▶ _Given exercise_: Retype exactly what runs from the first line of the data to the line with "const pageIcon = (d: string)", keeping both of those lines and skipping pictures.

────────

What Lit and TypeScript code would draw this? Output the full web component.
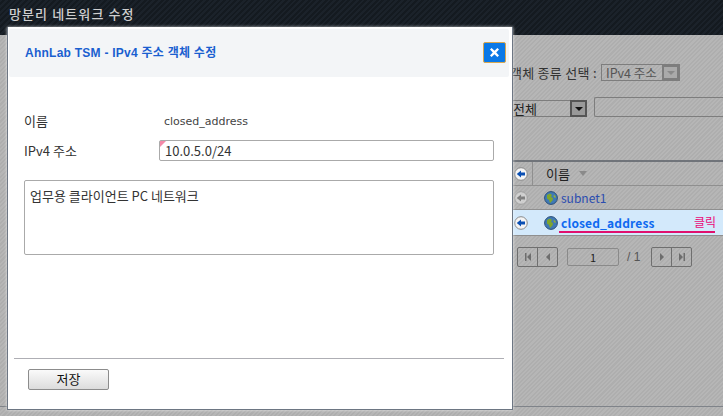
import { LitElement, html, css } from "lit";
import { customElement } from "lit/decorators.js";

const globe = html`<svg class="globe" width="14" height="14" viewBox="0 0 14 14">
  <circle cx="7" cy="7" r="6.4" fill="#3f79b5" stroke="#2a4f78" stroke-width="1"/>
  <path d="M3 4 L6 2.5 L8 4 L7 6 L9 7 L8.5 9.5 L6 12 L5 9 L3 7.5Z" fill="#7fa52c"/>
  <path d="M10 3.5 L12 6 L11 7 L9.5 5.5Z" fill="#8fb03a"/>
</svg>`;

const arrowBtn = (cls: string) => html`<svg class=${cls} width="14" height="14" viewBox="0 0 14 14">
  <circle cx="7" cy="7" r="6.3" fill="#f4f4f4" stroke="#8a8a8a"/>
  <path class="ar" d="M2.8 7 L7 3.6 V5.6 H11 V8.4 H7 V10.4Z"/>
</svg>`;

const pageIcon = (d: string) => html`<svg width="10" height="10" viewBox="0 0 10 10"><path d=${d} fill="#6d6d6d"/></svg>`;

@customElement("app-root")
export class AppRoot extends LitElement {
  static styles = css`
    :host { display: block; width: 723px; height: 416px; position: relative; overflow: hidden;
      font-family: "Noto Sans CJK KR", "Liberation Sans", sans-serif; font-size: 13px; color: #222; }
    .page { height: 416px; display: flex; flex-direction: column;
      background: repeating-linear-gradient(135deg, #b6b6b6 0 1.5px, #aeaeae 1.5px 3px); }
    .top { height: 35px; flex: none; box-sizing: border-box; padding: 5px 0 0 9px;
      background: repeating-linear-gradient(135deg, #1b222a 0 2px, #141a20 2px 4px);
      color: #cfcfcf; font-size: 13px; font-weight: 500; line-height: 18px; letter-spacing: 1.1px; }
    .main { flex: 1; box-sizing: border-box; padding-left: 470px; border-bottom: 1px solid #7f8389;
      margin-bottom: 9px; display: flex; flex-direction: column; }
    .r1 { height: 17px; margin-top: 29px; display: flex; align-items: center; font-size: 13px; color: #333; white-space: nowrap; }
    .r1 .lab { width: 130px; box-sizing: border-box; padding-right: 3px; text-align: right; flex: none; letter-spacing: .3px; }
    .sel1 { margin-left: 1px; width: 79px; height: 17px; box-sizing: border-box; border: 1px solid #7d7d7d; display: flex;
      align-items: center; justify-content: space-between; padding-left: 4px; color: #555; font-size: 12.5px; }
    .sel1 .b { width: 17px; height: 15px; box-sizing: border-box; border: 2px solid #7d7d7d; background: #aaa; display: flex; align-items: center; justify-content: center; }
    .tri { width: 0; height: 0; border: 4px solid transparent; border-top: 4px solid #8a8a8a; border-bottom: 0; }
    .r2 { margin-top: 16px; margin-left: 41px; display: flex; gap: 7px; align-items: flex-end; }
    .sel2 { width: 76px; height: 17px; box-sizing: border-box; border: 1px solid #7d7d7d; border-left: 0; padding-left: 2px; display: flex; align-items: center; justify-content: space-between; color: #222; font-size: 13px; }
    .sel2 .b { width: 17px; height: 17px; box-sizing: border-box; border: 2px solid #555; background: #999; display: flex; align-items: center; justify-content: center; margin-right: -1px; }
    .sel2 .tri { border-top-color: #111; }
    .inp { flex: 1; height: 20px; box-sizing: border-box; border: 1px solid #7d7d7d; border-right: 0; border-radius: 2px 0 0 2px; }
    .table { margin-top: 43px; margin-left: 43px; border-top: 2px solid #70747a; }
    .row { display: flex; align-items: center; border-bottom: 1px solid #8f8f8f; box-sizing: border-box; }
    .hd { height: 24px; }
    .c0 { width: 20px; flex: none; align-self: stretch; box-sizing: border-box; padding-left: 1px; display: flex; align-items: center; }
    .hd .c0 { border-right: 1px solid #8f8f8f; }
    .nm { padding-left: 13px; color: #222; display: flex; align-items: center; gap: 9px; }
    .hd .tri { border-top: 5px solid #8a8a8a; border-left-width: 4px; border-right-width: 4px; }
    .ar { fill: #0a4fb3; }
    .dim { opacity: .45; }
    .dim .ar { fill: #444; }
    .b1 { height: 24px; }
    .b1 .nm, .b2 .nm { gap: 3px; padding-left: 11px; }
    .b1 .t { color: #2b4cb0; font-size: 12px; }
    .b2 { height: 26px; background: #d3e9fb; position: relative; }
    .b2 .t { color: #0f6af0; font-weight: 700; font-size: 12px; letter-spacing: .15px; }
    .b2 .click { position: absolute; left: 181px; top: 3px; color: #ea0a78; font-size: 12px; line-height: 18px; }
    .b2 .ul { position: absolute; left: 46px; width: 156px; top: 21px; height: 1.5px; background: #e0106e; }
    .pager { margin-top: 11px; margin-left: 47px; display: flex; align-items: center; }
    .pg { display: flex; height: 20px; box-sizing: border-box; border: 1px solid #6f6f6f; border-radius: 2px; }
    .pg span { width: 19px; display: flex; align-items: center; justify-content: center; }
    .pg span + span { border-left: 1px solid #6f6f6f; }
    .num { width: 52px; height: 18px; margin-left: 9px; box-sizing: border-box; border: 1px solid #8a8a8a; border-radius: 2px; text-align: center; line-height: 17px; color: #222; font-size: 11px; }
    .tot { width: 32px; box-sizing: border-box; padding-left: 8px; color: #555; font-size: 12px; font-family: "Liberation Sans", sans-serif; }

    .modal { position: absolute; left: 7px; top: 27px; width: 506px; height: 383px; box-sizing: border-box;
      background: #fff; border-right: 1px solid #6d7683; border-bottom: 1px solid #6d7683; border-left: 1px solid #6d7683;
      padding: 2px 3px 0 1px; display: flex; flex-direction: column; box-shadow: 0 0 3px rgba(255,255,255,.7); }
    .mh { height: 48px; flex: none; background: #f3f5f7; border-radius: 2px; display: flex; align-items: center;
      justify-content: space-between; padding: 0 3px 0 16px; }
    .mt { color: #1a5fd0; font-weight: 700; font-size: 12px; padding-bottom: 3px; font-family: "Liberation Sans", "Noto Sans CJK KR", sans-serif; letter-spacing: .25px; }
    .x { width: 23px; height: 21px; margin-bottom: 1px; box-sizing: border-box; background: #0a78e6; border: 1px solid #d8a850; border-radius: 2px; display: flex; align-items: center; justify-content: center; }
    .body { flex: 1; padding: 0 0 0 15px; display: flex; flex-direction: column; }
    .f { display: flex; align-items: center; }
    .f .l { width: 135px; flex: none; color: #333; font-size: 13px; }
    .f1 { margin-top: 32px; height: 22px; }
    .f1 .v { color: #444; font-family: "DejaVu Sans", sans-serif; font-size: 11px; margin: 2px 0 0 5px; }
    .f2 { margin-top: 9px; height: 20px; }
    .ipi { width: 335px; height: 21px; box-sizing: border-box; border: 1px solid #aaa; border-radius: 2px; position: relative; padding-left: 5px; line-height: 19px; font-size: 13px; color: #333; }
    .ipi::before { content: ""; position: absolute; left: 0; top: 0; border: 3.5px solid transparent; border-left-color: #f48aa8; border-top-color: #f48aa8; }
    .ta { margin-top: 20px; width: 470px; height: 75px; box-sizing: border-box; border: 1px solid #aaa; border-radius: 2px; padding: 6px 5px; font-size: 13px; line-height: 18px; color: #333; }
    .sp { flex: 1; }
    .foot { border-top: 1px solid #aeaeb4; margin-left: -10px; margin-right: 5px; height: 51px; flex: none; box-sizing: border-box; padding: 10px 0 0 14px; }
    .btn { width: 81px; height: 21px; box-sizing: border-box; border: 1px solid #8c8c8c; border-radius: 2px;
      background: linear-gradient(#fafafa, #dcdcdc); text-align: center; line-height: 18px; font-size: 13px; color: #111; }
  `;

  render() {
    return html`<div class="page">
        <div class="top">망분리 네트워크 수정</div>
        <div class="main">
          <div class="r1">
            <span class="lab">객체 종류 선택 :</span>
            <div class="sel1"><span>IPv4 주소</span><span class="b"><i class="tri"></i></span></div>
          </div>
          <div class="r2">
            <div class="sel2"><span>전체</span><span class="b"><i class="tri"></i></span></div>
            <div class="inp"></div>
          </div>
          <div class="table">
            <div class="row hd"><div class="c0">${arrowBtn("")}</div><div class="nm">이름 <i class="tri"></i></div></div>
            <div class="row b1"><div class="c0">${arrowBtn("dim")}</div><div class="nm">${globe}<span class="t">subnet1</span></div></div>
            <div class="row b2"><div class="c0">${arrowBtn("")}</div><div class="nm">${globe}<span class="t">closed_address</span></div>
              <span class="click">클릭</span><i class="ul"></i></div>
          </div>
          <div class="pager">
            <div class="pg"><span>${pageIcon("M2 1h1.5v8H2z M8 1v8L4 5z")}</span><span>${pageIcon("M7 1v8L3 5z")}</span></div>
            <div class="num">1</div>
            <div class="tot">/ 1</div>
            <div class="pg"><span>${pageIcon("M3 1v8l4-4z")}</span><span>${pageIcon("M2 1v8l4-4z M6.5 1H8v8H6.5z")}</span></div>
          </div>
        </div>
      </div>
      <div class="modal">
        <div class="mh">
          <span class="mt">AhnLab TSM - IPv4 주소 객체 수정</span>
          <span class="x"><svg width="11" height="11" viewBox="0 0 11 11"><path d="M2.6 1 L5.5 3.8 L8.4 1 L10 2.6 L7.2 5.5 L10 8.4 L8.4 10 L5.5 7.2 L2.6 10 L1 8.4 L3.8 5.5 L1 2.6Z" fill="#fff"/></svg></span>
        </div>
        <div class="body">
          <div class="f f1"><span class="l">이름</span><span class="v">closed_address</span></div>
          <div class="f f2"><span class="l">IPv4 주소</span><div class="ipi">10.0.5.0/24</div></div>
          <div class="ta">업무용 클라이언트 PC 네트워크</div>
          <div class="sp"></div>
          <div class="foot"><div class="btn">저장</div></div>
        </div>
      </div>`;
  }
}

────────

▶ _Solved problem_:
What Lit and TypeScript code would draw this? Output the full web component.
import { LitElement, html, css } from "lit";
import { customElement } from "lit/decorators.js";

const globe = html`<svg class="globe" width="14" height="14" viewBox="0 0 14 14">
  <circle cx="7" cy="7" r="6.4" fill="#3f79b5" stroke="#2a4f78" stroke-width="1"/>
  <path d="M3 4 L6 2.5 L8 4 L7 6 L9 7 L8.5 9.5 L6 12 L5 9 L3 7.5Z" fill="#7fa52c"/>
  <path d="M10 3.5 L12 6 L11 7 L9.5 5.5Z" fill="#8fb03a"/>
</svg>`;

const arrowBtn = (cls: string) => html`<svg class=${cls} width="14" height="14" viewBox="0 0 14 14">
  <circle cx="7" cy="7" r="6.3" fill="#f4f4f4" stroke="#8a8a8a"/>
  <path class="ar" d="M2.8 7 L7 3.6 V5.6 H11 V8.4 H7 V10.4Z"/>
</svg>`;

const pageIcon = (d: string) => html`<svg width="10" height="10" viewBox="0 0 10 10"><path d=${d} fill="#6d6d6d"/></svg>`;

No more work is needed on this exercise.